The new battery terminal is the reason for the engine stalling and it's why I asked about that recent history. Disconnecting the battery cable made the Engine Computer lose its memory. Short and long-term fuel trim data will start to be rebuilt as soon as you drive the car, but it takes specific conditions for the computer to know when to put "minimum throttle" in memory. Until it learns that, it won't know when it has to be in control of idle speed, and stalling at stop signs is the common result. You also won't get the nice "idle flare-up" to 1500 rpm when you start the engine. In fact, it's common to need to press the gas pedal 1/4" to get the engine to start. To meet those conditions for the relearn to take place, drive at highway speed with the engine warmed up, then coast for at least seven seconds without touching the pedals.

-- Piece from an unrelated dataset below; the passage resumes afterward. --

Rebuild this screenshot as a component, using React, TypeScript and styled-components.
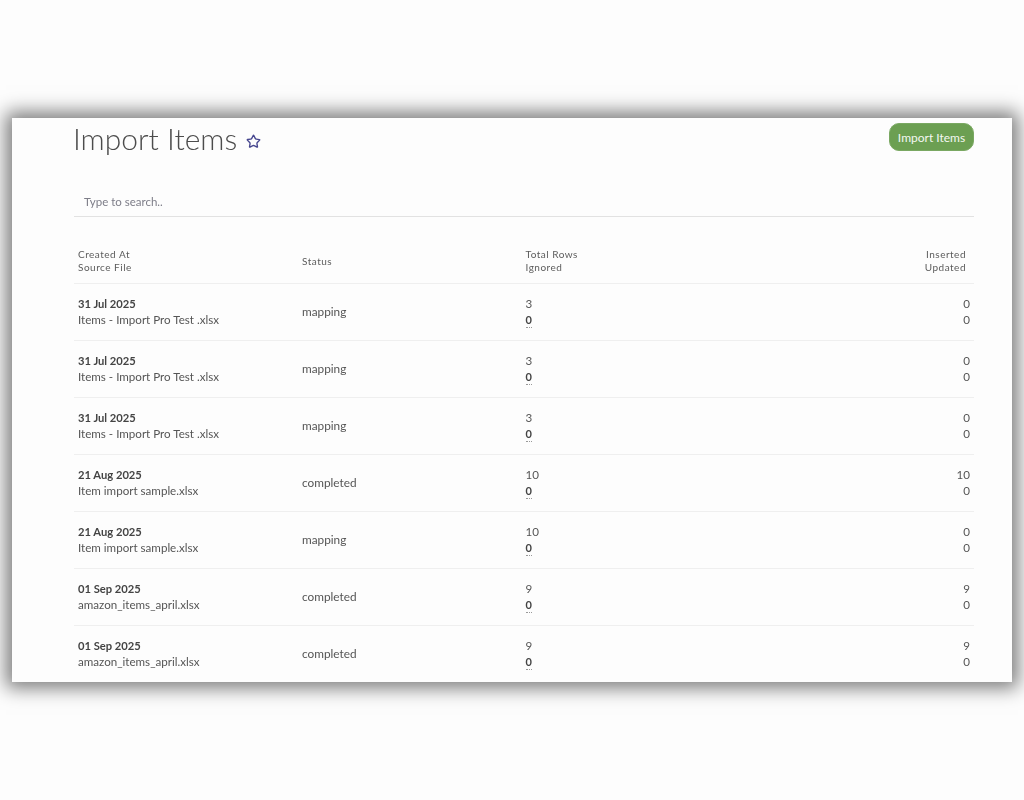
import styled, { createGlobalStyle } from 'styled-components';
import { LuStar } from 'react-icons/lu';

const imports = [
    { date: '31 Jul 2025', file: 'Items - Import Pro Test .xlsx', status: 'mapping', total: 3, inserted: 0 },
    { date: '31 Jul 2025', file: 'Items - Import Pro Test .xlsx', status: 'mapping', total: 3, inserted: 0 },
    { date: '31 Jul 2025', file: 'Items - Import Pro Test .xlsx', status: 'mapping', total: 3, inserted: 0 },
    { date: '21 Aug 2025', file: 'Item import sample.xlsx', status: 'completed', total: 10, inserted: 10 },
    { date: '21 Aug 2025', file: 'Item import sample.xlsx', status: 'mapping', total: 10, inserted: 0 },
    { date: '01 Sep 2025', file: 'amazon_items_april.xlsx', status: 'completed', total: 9, inserted: 9 },
    { date: '01 Sep 2025', file: 'amazon_items_april.xlsx', status: 'completed', total: 9, inserted: 9 }
];

const GlobalStyle = createGlobalStyle`
    html, body {
        margin: 0;
        background: #fdfdfd;
    }
    body {
        font-family: "Lato", "Open Sans", sans-serif;
        color: #4a4a4a;
    }
`;

const Page = styled.div`
    height: 800px;
    padding: 118px 12px 0;
    box-sizing: border-box;
    overflow: hidden;
`;

const Card = styled.main`
    height: 564px;
    padding: 0 38px 0 61px;
    box-sizing: border-box;
    overflow: hidden;
    background: #fdfdfd;
    box-shadow: 0 0 18px 6px rgba(0, 0, 0, 0.52);
    filter: blur(0.45px);
`;

const TitleBar = styled.div`
    display: flex;
    align-items: flex-start;
    justify-content: space-between;
    height: 68px;
    padding-top: 5px;
    box-sizing: border-box;
`;

const TitleGroup = styled.div`
    display: flex;
    align-items: center;
    gap: 9px;
    margin-top: -7px;
    height: 44px;
`;

const Title = styled.h1`
    margin: 0;
    font-size: 30px;
    font-weight: 300;
    letter-spacing: 0;
    color: #4c4c4c;
`;

const Star = styled(LuStar)`
    width: 15px;
    height: 15px;
    margin-top: 6px;
    color: #47478f;
    stroke-width: 2.2;
`;

const ImportButton = styled.button`
    width: 85px;
    height: 28px;
    padding: 0;
    border: 1px solid #7aa862;
    border-radius: 10px;
    background: #6c9f52;
    color: #f4f8f1;
    font-family: inherit;
    font-size: 12px;
`;

const Search = styled.input`
    display: block;
    width: calc(100% - 1px);
    height: 31px;
    margin-left: 1px;
    padding: 0 10px;
    box-sizing: border-box;
    border: 0;
    border-bottom: 1px solid #e2e2e2;
    outline: 0;
    background: transparent;
    font-family: inherit;
    font-size: 11.5px;

    &::placeholder {
        color: #7d7d88;
        opacity: 1;
    }
`;

const Row = styled.div<{ $header?: boolean }>`
    display: grid;
    grid-template-columns: 224px 223.5px 1fr 1fr;
    align-items: center;
    height: ${({ $header }) => ($header ? '45px' : '57px')};
    margin-top: ${({ $header }) => ($header ? '22px' : '0')};
    margin-left: 1px;
    box-sizing: border-box;
    border-bottom: 1px solid #efefef;
`;

const Cell = styled.div<{ $right?: boolean; $header?: boolean }>`
    display: flex;
    flex-direction: column;
    padding: ${({ $right, $header }) => ($right ? ($header ? '0 8px 0 0' : '0 4px 0 0') : '0 0 0 4px')};
    text-align: ${({ $right }) => ($right ? 'right' : 'left')};
    align-items: ${({ $right }) => ($right ? 'flex-end' : 'flex-start')};
`;

const HeadLine = styled.span`
    font-size: 10px;
    line-height: 13px;
    letter-spacing: 0.5px;
    color: #5c5c5c;
`;

const DateText = styled.strong`
    font-size: 11.2px;
    line-height: 16px;
    font-weight: 700;
    color: #444444;
`;

const Value = styled.span`
    font-size: 11.6px;
    line-height: 16px;
    color: #555555;
`;

const StatusText = styled.span`
    font-size: 11.8px;
    margin-bottom: 2px;
    color: #555555;
`;

const IgnoredValue = styled.strong`
    font-size: 11px;
    line-height: 14px;
    margin-top: 1px;
    font-weight: 700;
    color: #444444;
    border-bottom: 1px dotted #999999;
`;

const App = () => (
    <Page>
        <GlobalStyle />
        <Card>
            <TitleBar>
                <TitleGroup>
                    <Title>Import Items</Title>
                    <Star />
                </TitleGroup>
                <ImportButton>Import Items</ImportButton>
            </TitleBar>
            <Search placeholder="Type to search.." />
            <Row $header>
                <Cell>
                    <HeadLine>Created At</HeadLine>
                    <HeadLine>Source File</HeadLine>
                </Cell>
                <Cell>
                    <HeadLine>Status</HeadLine>
                </Cell>
                <Cell>
                    <HeadLine>Total Rows</HeadLine>
                    <HeadLine>Ignored</HeadLine>
                </Cell>
                <Cell $right $header>
                    <HeadLine>Inserted</HeadLine>
                    <HeadLine>Updated</HeadLine>
                </Cell>
            </Row>
            {imports.map((item, index) => (
                <Row key={index}>
                    <Cell>
                        <DateText>{item.date}</DateText>
                        <Value>{item.file}</Value>
                    </Cell>
                    <Cell>
                        <StatusText>{item.status}</StatusText>
                    </Cell>
                    <Cell>
                        <Value>{item.total}</Value>
                        <IgnoredValue>0</IgnoredValue>
                    </Cell>
                    <Cell $right>
                        <Value>{item.inserted}</Value>
                        <Value>0</Value>
                    </Cell>
                </Row>
            ))}
        </Card>
    </Page>
);

export default App;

White smoke from the tail pipe is a sign of burning engine coolant but that can be hard to tell in winter. Keep an eye on the level in the reservoir. It will go up when the engine is warmed up, and it will go down as the engine cools down, but those levels should remain fairly constant. If the level drops over time, there are two tests your mechanic can do to verify a leaking had gasket is responsible. One involves drawing air from the radiator through a glass cylinder with two chambers partially-filled with a special dark blue liquid. If the head gasket is allowing combustion gases to get pushed into the cooling system, that liquid will turn bright yellow.
He can also add a small bottle of dark purple dye to the coolant. Once the level drops in the reservoir, he will search with a black light. The dye will show up as a bright yellow stain that can be followed back to the source of the leak. With a leaking head gasket, the dye will show up inside the tail pipe.
A leaking head gasket can allow combustion gases to pool under the thermostat and prevent it from opening. They open in response to hot liquid, not hot air. That can also prevent the temperature sensors from working properly, and that can prevent the radiator fan from turning on. The resulting overheating can cause the cylinder head to warp and leak. What that means is a leaking head gasket can cause overheating, and overheating can cause a leaking head gasket. It's often difficult to determine which one caused the other, but for sure, if the fan isn't working, it is likely to lead to more expensive repairs.